Fourthly, Valve incurred tens of thousands of dollars per month of expenses in Australia for the rack space and power for its servers. These expenses were paid to the Australian bank account of an Australian company.
Fifthly, Valve relied on relationships with content delivery providers in Australia (such as Internode or ixaustralia) who provided caching for Valve in Australia.
Sixthly, Valve had entered into contracts with third party service providers, which provided content around the world, including in Australia.
For these reasons, his Honour held that, if the representations were not made in Australia (and thus the relevant conduct did not take place in Australia), the Australian Consumer Law nevertheless applied on the basis that Valve carried on business within Australia within the meaning of s 5(1)(g).
On appeal, the Full Court agreed.[17]
The Full Court referred to the judgment of Merkel J in Bray v F Hoffman-La Roche Ltd,[18] in particular his Honour’s view that, in the context of s 5(1), he saw no reason for importing an additional requirement that, to carry on business in the jurisdiction, the foreign company must also have a place of business in the jurisdiction.

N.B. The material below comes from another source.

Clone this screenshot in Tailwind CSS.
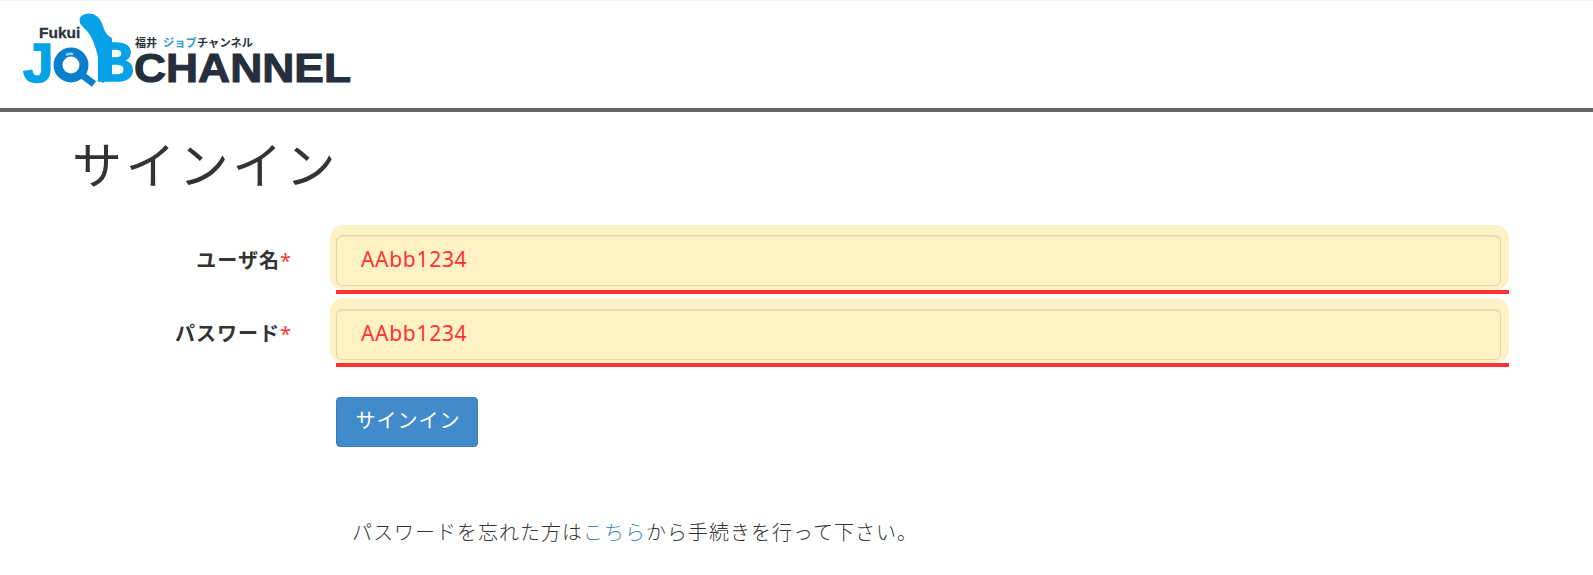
<!DOCTYPE html>
<html lang="ja">

<head>
    <meta charset="UTF-8">
    <meta name="viewport" content="width=device-width, initial-scale=1.0">
    <script src="https://cdn.jsdelivr.net/npm/@tailwindcss/browser@4"></script>
    <title>サインイン | Fukui Job Channel</title>
</head>

<body class="bg-white text-[#333] font-['Noto_Sans','Noto_Sans_CJK_JP',sans-serif] overflow-hidden">
    <header class="h-[112px] border-t border-[#f5f5f5] border-b-[4px] border-b-[#666] pl-[20px]">
        <a href="#" class="block w-[334px] h-[80px] mt-[11px]">
            <svg width="334" height="80" viewBox="20 12 334 80">
                <!-- logo: tall stem of the B, then letters as real text -->
                <text x="39" y="38" font-family="Liberation Sans" font-weight="700" font-size="15.5" fill="#29323c" stroke="#29323c" stroke-width=".3">Fukui</text>
                <text x="23" y="82" font-family="Liberation Sans" font-weight="700" font-size="55" fill="#05a2e8" stroke="#05a2e8" stroke-width="1.5">J</text>
                <text x="95" y="81" font-family="Liberation Sans" font-weight="700" font-size="55" fill="#05a2e8" stroke="#05a2e8" stroke-width="1.5">B</text>
                <path d="M83 15 C92 11 100 16 103 26 C105 33 108 36 112 38 L112 76 L103 83 C100 82 100 78 100 72 C99 58 96 46 90 35 C87 30 82 27 80 23 C79 19 80 16 83 15 Z" fill="#05a2e8" />
                <circle cx="71" cy="65" r="13" fill="#fff" stroke="#0a80cc" stroke-width="9" />
                <path d="M66 55 A11 11 0 0 1 73 54" fill="none" stroke="#8fd6f6" stroke-width="2.5" />
                <path d="M82 75 L94 84" stroke="#0a80cc" stroke-width="7" />
                <text x="135" y="47" font-family="Noto Sans CJK JP" font-weight="700" font-size="11" fill="#29323c">福井</text>
                <text x="163" y="47" font-family="Noto Sans CJK JP" font-weight="700" font-size="11.3" fill="#3498db">ジョブ<tspan fill="#29323c">チャンネル</tspan></text>
                <text x="134" y="82" font-family="Liberation Sans" font-weight="700" font-size="40" textLength="217" lengthAdjust="spacingAndGlyphs" fill="#242f3b" stroke="#242f3b" stroke-width="1">CHANNEL</text>
            </svg>
        </a>
    </header>

    <main class="pl-[72px]">
        <h1 class="text-[50px] leading-[70px] font-normal tracking-[3.4px] mt-[18px] mb-[25px]">サインイン</h1>
        <form class="ml-[-72px]">
            <div class="flex mb-[4px]">
                <label class="w-[292px] pt-[23px] text-right text-[20px] leading-[26px] font-bold tracking-[1px]">ユーザ名<span class="text-[#f33] font-normal">*</span></label>
                <div class="ml-[38px] w-[1179px]">
                    <div class="h-[65px] bg-[#fef1c4] rounded-[14px] pl-[6px] pr-[8px] pt-[10px]">
                        <input type="text" value="AAbb1234" class="w-full h-[51px] px-[24px] pb-[4px] border border-[#e3d6a8] rounded-[6px] text-[#f33] text-[21px] tracking-[.7px] outline-none shadow-[inset_0_1px_1px_rgba(0,0,0,0.075)]">
                    </div>
                    <div class="ml-[6px] h-[4px] bg-[#f33]"></div>
                </div>
            </div>
            <div class="flex">
                <label class="w-[292px] pt-[23px] text-right text-[20px] leading-[26px] font-bold tracking-[1px]">パスワード<span class="text-[#f33] font-normal">*</span></label>
                <div class="ml-[38px] w-[1179px]">
                    <div class="h-[65px] bg-[#fef1c4] rounded-[14px] pl-[6px] pr-[8px] pt-[11px]">
                        <input type="text" value="AAbb1234" class="w-full h-[51px] px-[24px] pb-[4px] border border-[#e3d6a8] rounded-[6px] text-[#f33] text-[21px] tracking-[.7px] outline-none shadow-[inset_0_1px_1px_rgba(0,0,0,0.075)]">
                    </div>
                    <div class="ml-[6px] h-[4px] bg-[#f33]"></div>
                </div>
            </div>
            <div class="pl-[336px] mt-[30px]">
                <button type="button" class="w-[142px] h-[50px] pl-[2px] pb-[2px] bg-[#428bca] border border-[#357ebd] rounded-[4px] text-white text-[20px] font-normal tracking-[1px]">サインイン</button>
            </div>
            <p class="pl-[352px] mt-[71px] text-[20px] leading-[30px] font-light tracking-[1px] text-[#333]">パスワードを忘れた方は<a href="#" class="text-[#428bca]">こちら</a>から手続きを行って下さい。</p>
        </form>
    </main>
</body>

</html>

The Full Court agreed with that proposition.[19]
The Full Court discussed the judgment of Barrett J in Campbell v Gebo Investments (Labuan) Ltd.[20] In that case, his Honour was concerned with a situation in which Australian consumers responded to solicitation on an overseas website. His Honour stated:[21]
Advances in technology making it possible for material uploaded on to the Internet in some place unknown to be accessed with ease by anyone in Australia with Internet facilities who wishes (or chances) to access it cannot be seen as having carried with them any alteration of principles as to the place of carrying on business developed at times when such communication was unknown. It has never been suggested that someone who by, say, letters posted in another country and addressed to recipients in Australia, seeks to interest those persons in business transactions to be entered into in the other country and in fact succeeds in concluding such transactions with some of them thereby carries on business in Australia, even though, depending on precise circumstances, the solicitation may contravene some other Australian law. There is a need for some physical activity in Australia through human instrumentalities, being activity that itself forms part of the course of conducting business.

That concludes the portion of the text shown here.